Ultrafast fiber laser at 0.9 µm with a gigahertz fundamental repetition rate by a high gain Nd3+-doped phosphate glass fiber

Fiber lasers, owing to the advantages of excellent beam quality and unique robustness, play a crucial role in lots of fields in modern society. Developing optical glass fibers with superior performance is of fundamental importance for wide applications of fiber lasers. Here, a new Nd³⁺-doped phosphate single-mode fiber that enables a high gain at 0.9 µm is designed and fabricated. Compared to previous Nd³⁺-doped silica fibers, the developed phosphate fiber exhibits a significant gain promotion, up to 2.7 dB cm^-1 at 915 nm.
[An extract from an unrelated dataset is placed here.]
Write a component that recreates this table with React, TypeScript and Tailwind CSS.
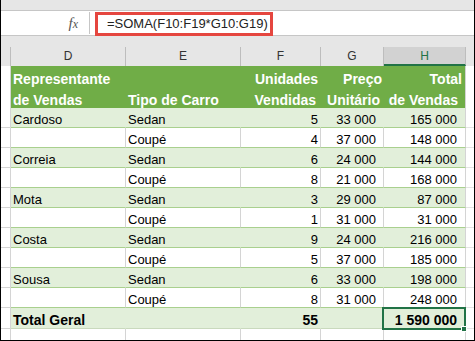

Configuring in a continuous-wave fiber laser, this phosphate fiber can provide a slope efficiency of 11.2% in a length of only 4.5 cm, about 6 times higher than that of Nd³⁺-doped silica fiber. To showcase its uniqueness, an ultrafast fiber laser with ultrashort cavity is constructed, such that an ultrashort pulse train with a fundamental repetition rate of up to 1.2 GHz is successfully generated. To the best of our knowledge, this is the highest fundamental repetition rate for mode-locked fiber lasers at this wavelength range - two orders of magnitude higher than that of prior works. These results indicate that this Nd³⁺-doped phosphate fiber is an effective gain medium for fiber amplifiers and lasers at 0.9 µm, and it is promising for two-photon biophotonics that requires long-term operation with low phototoxicity.